Fr. Ron Rolheiser, OMI: “The Fire That Shimmers Deep Within Things”
Originally Published on ronrolheiser.com
“About the best way I can describe the transformation is to say that, now, I see colors!”
A man once shared this story with me: He had recently undergone a serious conversion. That conversion, as he described it, was not strictly speaking a religious one, nor, in a certain manner of speaking, even a moral one. It was an aesthetic conversion of sorts, though ultimately it was also profoundly religious and moral.
What had happened to him? He was in early middle-age, unmarried, and he had always been quite religious, fulfilling his religious duties with a vigor bordering on the scrupulous. Morally too, prior to the conversion he described, his life was essentially in order.
What he suffered from were two interrelated addictions, masturbation and alcohol. But even here, on the surface at least, these were relatively under control. They never, at least so it seemed, interfered with his work, his relationships, or his religious life. He was highly respected and no one who knew him would have guessed that he had a problem.
Except . . . except he knew he had one. As he matured, through his prayer life and through the respect that others entrusted him with, he began to see his own inconsistencies and he sought help.
His counsellor advised him to enter a separate 12-step program for each addiction, alcohol and sex. At first, he resisted, thinking: “I’m not an alcoholic! My sexual issues aren’t that serious!”
Eventually, however, he entered the programs and they, to use his own words, “wrought a great transformation” inside of him: “It wasn’t like I was that bad or anything before I entered those programs. My life was always essentially in order.
“So what happened to me? As best as I can put it, now that I go regularly to Alcoholics’ and Sexual Anonymous meetings, I see colors again. Before that, I wasn’t a bad person, but I was always so taken up with my own needs and yearnings that, most of the time, I wasn’t really seeing what was in front of me. Now, I see colors again and my life is rich in a way that it never was before.”
What kind of conversion is this? Is the challenge of the Gospel about seeing colors? I think so.
Abraham Maslow, after suffering a near fatal heart attack, went on to write: “One very important aspect of post-mortem life is that everything gets precious, gets piercingly important. You get stabbed by things, by flowers and by babies and by beautiful things—just the very act of living, of walking and breathing and eating and having friends and chatting.
“Everything seems to look more beautiful rather than less, and one gets the much-intensified sense of miracles.” (Quoted by John Shea, Spirit Master, p. 99).
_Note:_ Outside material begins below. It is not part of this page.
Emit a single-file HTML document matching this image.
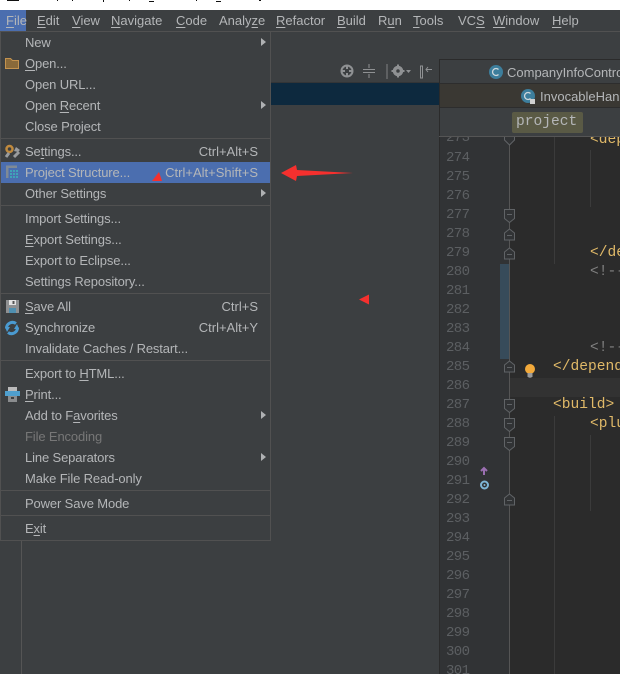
<!DOCTYPE html>
<html><head><meta charset="utf-8"><style>
html,body{margin:0;padding:0;background:#3c3f41}
#p{position:relative;width:620px;height:674px;overflow:hidden;background:#3c3f41;font-family:"Liberation Sans",sans-serif;font-size:13px;color:#b4b6b8}
#p div{position:absolute}
.m{top:13px;line-height:16px;white-space:nowrap}
.i{left:25px;line-height:16px;white-space:nowrap;letter-spacing:-.13px}
.r{line-height:16px;white-space:nowrap}
.s{left:1px;width:269px;height:1px;background:#515151}
.a{left:261px;width:0;height:0;border-left:5px solid #afb1b3;border-top:4px solid transparent;border-bottom:4px solid transparent}
u{text-underline-offset:2px}
.n{left:446px;width:30px;font:14px/19px "Liberation Mono",monospace;letter-spacing:-.6px;color:#5c5f62;height:19px}
.c{font:14.6px/19px "Liberation Mono",monospace;color:#e0b968;white-space:pre;height:19px}
.g{color:#808080}
.k{background:#111;height:1px}
</style></head><body><div id="p">
<div style="left:0;top:0;width:620px;height:10px;background:#fff"></div>
<div class="k" style="left:7px;top:0;width:12px"></div>
<div class="k" style="left:57px;top:0;width:1px"></div>
<div class="k" style="left:72px;top:0;width:1px"></div>
<div class="k" style="left:103px;top:0;width:1px;height:2px"></div>
<div class="k" style="left:129px;top:0;width:1px"></div>
<div class="k" style="left:149px;top:1px;width:5px"></div>
<div class="k" style="left:196px;top:0;width:1px"></div>
<div class="k" style="left:216px;top:1px;width:5px"></div>
<div class="k" style="left:259px;top:0;width:2px"></div>
<div style="left:0;top:10px;width:26px;height:21px;background:#4b6eaf"></div>
<div style="left:0;top:31px;width:620px;height:1px;background:#515151"></div>
<div class="m" style="left:6px"><u>F</u>ile</div>
<div class="m" style="left:37px"><u>E</u>dit</div>
<div class="m" style="left:72px"><u>V</u>iew</div>
<div class="m" style="left:111px"><u>N</u>avigate</div>
<div class="m" style="left:176px"><u>C</u>ode</div>
<div class="m" style="left:219px">Analy<u>z</u>e</div>
<div class="m" style="left:276px"><u>R</u>efactor</div>
<div class="m" style="left:337px"><u>B</u>uild</div>
<div class="m" style="left:378px">R<u>u</u>n</div>
<div class="m" style="left:413px"><u>T</u>ools</div>
<div class="m" style="left:458px">VC<u>S</u></div>
<div class="m" style="left:493px"><u>W</u>indow</div>
<div class="m" style="left:552px"><u>H</u>elp</div>

<!-- toolbar and dark selected row -->
<div style="left:270px;top:82px;width:170px;height:1px;background:#333537"></div>
<div style="left:271px;top:83px;width:168px;height:22px;background:#0d293e"></div>
<svg style="position:absolute;left:335px;top:60px" width="100" height="22" fill="none" stroke="#8f9193" stroke-width="2">
<circle cx="12" cy="11" r="5.500"/><path d="M12 6v3M12 13v3M7 11h3M14 11h3"/>
<path stroke-width="1" d="M28 9.500h12M28 12.500h12M34 4v4M34 14v4"/>
<path d="M52 4v15" stroke="#5e6062"/>
<circle cx="63" cy="11" r="3.500" stroke-width="3.500"/><path d="M63 4.500v2M63 15.500v2M56.500 11h2M67.500 11h2"/>
<path d="M71 10h5l-2.500 3z" fill="#8f9193" stroke="none"/>
<path stroke-width="1" d="M85.500 6v12h2v-12zM97 9.500h-6M93 7l-2 2.500 2 2.500"/>
</svg>

<!-- editor -->
<div style="left:439px;top:59px;width:1px;height:615px;background:#2b2b2b"></div>
<div style="left:440px;top:59px;width:180px;height:24px;background:#3c3f41;border-top:1px solid #2b2b2b"></div>
<div style="left:440px;top:83px;width:180px;height:25px;background:#3a3833;border-top:1px solid #2d2d2d;border-bottom:1px solid #2d2d2d;box-sizing:border-box"></div>
<div style="left:440px;top:137px;width:70px;height:537px;background:#313335"></div>
<div style="left:510px;top:137px;width:110px;height:537px;background:#2b2b2b"></div>
<div style="left:510px;top:378px;width:110px;height:19px;background:#323232"></div>
<div style="left:500px;top:264px;width:9px;height:95px;background:#374b5a"></div>
<div style="left:509px;top:137px;width:1px;height:537px;background:#555"></div>
<div style="left:554px;top:137px;width:1px;height:127px;background:#3b3b3b"></div>
<div style="left:554px;top:416px;width:1px;height:258px;background:#3b3b3b"></div>
<div style="left:590px;top:150px;width:1px;height:57px;background:#3b3b3b"></div>
<div style="left:590px;top:435px;width:1px;height:76px;background:#3b3b3b"></div>

<svg style="position:absolute;left:480px;top:60px" width="60" height="50">
<circle cx="16" cy="12" r="7" fill="#3d7e9c"/><path d="M18.500 9.500a3.500 3.500 0 1 0 0 5" fill="none" stroke="#cfd8dc" stroke-width="1.300"/>
<circle cx="48" cy="36" r="7" fill="#3d7e9c"/><path d="M50.500 33.500a3.500 3.500 0 1 0 0 5" fill="none" stroke="#cfd8dc" stroke-width="1.300"/>
<rect x="50" y="39" width="5" height="5" fill="#d0d0d0"/>
</svg>
<div style="left:507px;top:65px;line-height:16px;white-space:nowrap;width:113px;overflow:hidden">CompanyInfoControl</div>
<div style="left:540px;top:89px;line-height:16px;white-space:nowrap;width:80px;overflow:hidden">InvocableHandler</div>

<div class="n" style="top:129px">273</div>
<div class="n" style="top:149px">274</div><div class="n" style="top:168px">275</div><div class="n" style="top:187px">276</div>
<div class="n" style="top:206px">277</div><div class="n" style="top:225px">278</div><div class="n" style="top:244px">279</div>
<div class="n" style="top:263px">280</div><div class="n" style="top:282px">281</div><div class="n" style="top:301px">282</div>
<div class="n" style="top:320px">283</div><div class="n" style="top:339px">284</div><div class="n" style="top:358px">285</div>
<div class="n" style="top:377px">286</div><div class="n" style="top:396px">287</div><div class="n" style="top:415px">288</div>
<div class="n" style="top:434px">289</div><div class="n" style="top:453px">290</div><div class="n" style="top:472px">291</div>
<div class="n" style="top:491px">292</div><div class="n" style="top:510px">293</div><div class="n" style="top:529px">294</div>
<div class="n" style="top:548px">295</div><div class="n" style="top:567px">296</div><div class="n" style="top:586px">297</div>
<div class="n" style="top:605px">298</div><div class="n" style="top:624px">299</div><div class="n" style="top:643px">300</div>
<div class="n" style="top:662px">301</div>

<div class="c" style="left:590px;top:131px">&lt;dep</div>
<div class="c" style="left:590px;top:244px">&lt;/de</div>
<div class="c g" style="left:590px;top:263px">&lt;!--</div>
<div class="c g" style="left:590px;top:339px">&lt;!--</div>
<div class="c" style="left:553px;top:358px">&lt;/depend</div>
<div class="c" style="left:553px;top:396px">&lt;build&gt;</div>
<div class="c" style="left:590px;top:415px">&lt;plu</div>

<!-- breadcrumb sits above the scrolled code -->
<div style="left:440px;top:108px;width:180px;height:28px;background:#3c3f41"></div>
<div style="left:439px;top:136px;width:181px;height:1px;background:#555"></div>
<div style="left:512px;top:112px;width:71px;height:21px;background:#5a5a45;border-radius:2px"></div>
<div style="left:516px;top:113px;font:14.6px/19px 'Liberation Mono',monospace;color:#b4b6b8">project</div>

<svg style="position:absolute;left:475px;top:130px" width="50" height="380" fill="#313335" stroke="#606366">
<path d="M29.500 7v3l5 5 5-5V7"/>
<path d="M29.500 79.500h10v9l-5 4-5-4zM32 84.500h5"/>
<path d="M34.500 99l5 4v7h-10v-7zM32 105.500h5"/>
<path d="M34.500 118l5 4v7h-10v-7zM32 124.500h5"/>
<path d="M34.500 231l5 4v7h-10v-7zM32 237.500h5"/>
<path d="M29.500 269.500h10v9l-5 4-5-4zM32 274.500h5"/>
<path d="M29.500 288.500h10v9l-5 4-5-4zM32 293.500h5"/>
<path d="M29.500 307.500h10v9l-5 4-5-4zM32 312.500h5"/>
<path d="M34.500 364l5 4v7h-10v-7zM32 370.500h5"/>
<path d="M9 345v-6M6 341l3-3 3 3" fill="none" stroke="#9a6fb0" stroke-width="2"/>
<circle cx="9.500" cy="355" r="3.500" fill="none" stroke="#7fb6d6" stroke-width="2"/><circle cx="9.500" cy="355" r="1" fill="#7fb6d6" stroke="none"/>
</svg>
<svg style="position:absolute;left:522px;top:362px" width="16" height="18">
<circle cx="8" cy="7" r="5" fill="#f2a93b"/><rect x="5.500" y="11" width="5" height="4" fill="#9a9a9a"/><rect x="6.500" y="15" width="3" height="1" fill="#777"/>
</svg>

<div style="left:21px;top:540px;width:1px;height:134px;background:#555"></div>
<!-- menu -->
<div style="left:0;top:31px;width:269px;height:508px;background:#3c3f41;border:1px solid #515151"></div>
<div class="i" style="top:35px">New</div><div class="a" style="top:38px"></div>
<div class="i" style="top:56px"><u>O</u>pen...</div>
<div class="i" style="top:77px">Open URL...</div>
<div class="i" style="top:98px">Open <u>R</u>ecent</div><div class="a" style="top:101px"></div>
<div class="i" style="top:119px">Close Project</div>
<div class="s" style="top:138px"></div>
<div class="i" style="top:144px">Se<u>t</u>tings...</div><div class="r" style="top:144px;right:362px">Ctrl+Alt+S</div>
<div style="left:1px;top:162px;width:269px;height:21px;background:#4b6eaf"></div>
<div class="i" style="top:165px">Project Structure...</div><div class="r" style="top:165px;right:362px">Ctrl+Alt+Shift+S</div>
<div class="i" style="top:186px">Other Settings</div><div class="a" style="top:189px"></div>
<div class="s" style="top:205px"></div>
<div class="i" style="top:211px">Import Settings...</div>
<div class="i" style="top:232px"><u>E</u>xport Settings...</div>
<div class="i" style="top:253px">Export to Eclipse...</div>
<div class="i" style="top:274px">Settings Repository...</div>
<div class="s" style="top:293px"></div>
<div class="i" style="top:299px"><u>S</u>ave All</div><div class="r" style="top:299px;right:362px">Ctrl+S</div>
<div class="i" style="top:320px">S<u>y</u>nchronize</div><div class="r" style="top:320px;right:362px">Ctrl+Alt+Y</div>
<div class="i" style="top:341px">Invalidate Caches / Restart...</div>
<div class="s" style="top:360px"></div>
<div class="i" style="top:366px">Export to <u>H</u>TML...</div>
<div class="i" style="top:387px"><u>P</u>rint...</div>
<div class="i" style="top:408px">Add to F<u>a</u>vorites</div><div class="a" style="top:411px"></div>
<div class="i" style="top:429px;color:#777">File Encoding</div>
<div class="i" style="top:450px">Line Separators</div><div class="a" style="top:453px"></div>
<div class="i" style="top:471px">Make File Read-only</div>
<div class="s" style="top:490px"></div>
<div class="i" style="top:496px">Power Save Mode</div>
<div class="s" style="top:515px"></div>
<div class="i" style="top:521px">E<u>x</u>it</div>

<svg style="position:absolute;left:0;top:0" width="24" height="410">
<!-- open -->
<path d="M5.500 58.500h5l2 2h6v8h-13z" fill="#8a6a3a" stroke="#c4934f"/>
<!-- settings -->
<path d="M14 157l5-5" stroke="#9a9c9e" stroke-width="3" fill="none"/>
<path d="M16 147l4 3-2 2-4-1z" fill="#9a9c9e"/>
<circle cx="9.500" cy="149" r="3" fill="none" stroke="#c08a3e" stroke-width="2.500"/>
<path d="M6 157l3-4" stroke="#9a9c9e" stroke-width="3"/>
<!-- project structure -->
<path d="M6 178v-12.500h11v2.500H8.500v10z" fill="#7f8a96"/>
<g fill="#3fa3b8"><rect x="10" y="170" width="2" height="2"/><rect x="13" y="170" width="2" height="2"/><rect x="16" y="170" width="2" height="2"/><rect x="10" y="173" width="2" height="2"/><rect x="13" y="173" width="2" height="2"/><rect x="16" y="173" width="2" height="2"/><rect x="10" y="176" width="2" height="2"/><rect x="13" y="176" width="2" height="2"/><rect x="16" y="176" width="2" height="2"/></g>
<!-- save -->
<path d="M6 300h13v13H6z" fill="#8e9092"/><rect x="9" y="300" width="7" height="5" fill="#e2e2e2"/><rect x="12.500" y="301" width="2" height="3" fill="#555"/><rect x="9" y="308" width="7" height="5" fill="#4f8fb0"/>
<!-- sync -->
<path d="M16 323.500a6 6 0 0 0-9.500 5" fill="none" stroke="#4a9ad0" stroke-width="3"/>
<path d="M8 332.500a6 6 0 0 0 9.500-5" fill="none" stroke="#4a9ad0" stroke-width="3"/>
<path d="M5 327h5l-3 5zM19 329h-5l3-5z" fill="#4a9ad0"/>
<!-- print -->
<rect x="8" y="387" width="9" height="4" fill="#bbb"/><rect x="5" y="391" width="15" height="5" fill="#4f9fce"/><rect x="8" y="396" width="9" height="6" fill="#8a8c8e"/><rect x="11" y="397" width="3" height="2" fill="#3c3f41"/>
</svg>
<svg style="position:absolute;left:0;top:0" width="620" height="674">
<path d="M281 173l15-8 1 5 56 3-56 3-1 5z" fill="#f5302e"/>
<path d="M152 181L159 172 162 181z" fill="#f5302e"/>
<path d="M359 299.500l10-5v10z" fill="#f5302e"/>
</svg>
</div></body></html>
Pierre Teilhard de Chardin, in his spiritual masterpiece, The Divine Milieu, describes his own effort at letting things be piercingly important, I paraphrase: “It is a question of seeing. I long to see the fire that shimmers deep beneath things and deep within things. Oh, to see all things ablaze with God’s fire!”
Oh, to see color! I have a hunch that Jesus had precisely this in mind when he warned us: “Stay awake! Stay vigilant! You know not the time nor the hour!”
There are different ways to being awake, just as there are different ways to being vigilant.
Normally, we take Jesus’ words to stay awake and be vigilant as a more direct (and crass) religious and moral challenge: “Get your life in order because you don’t know when death will hit! Do the reconciliations you need to do! Wrap up your unfinished religious, moral, and relational business because death can catch you rather suddenly! Stay awake and vigilant—religiously and morally.”
There is truth and wisdom in that interpretation of things, but Jesus isn’t just talking about preparation for death, he is also talking about seeing colors while we are alive.
Like Maslow and Teilhard he is saying: “Be awake to the fire that is beneath and within things. Let things get precious and piercingly important—when you are still pre-mortem.
“Be awake to the beauty of babies, and flowers, and your family, and your friends, and your own health—before you are separated from them. Don’t be asleep while you are awake. Don’t be dead to life while you are living. Don’t be blind to miracle, especially to the miracle of your own life.
“Repent . . . and begin to see colors!”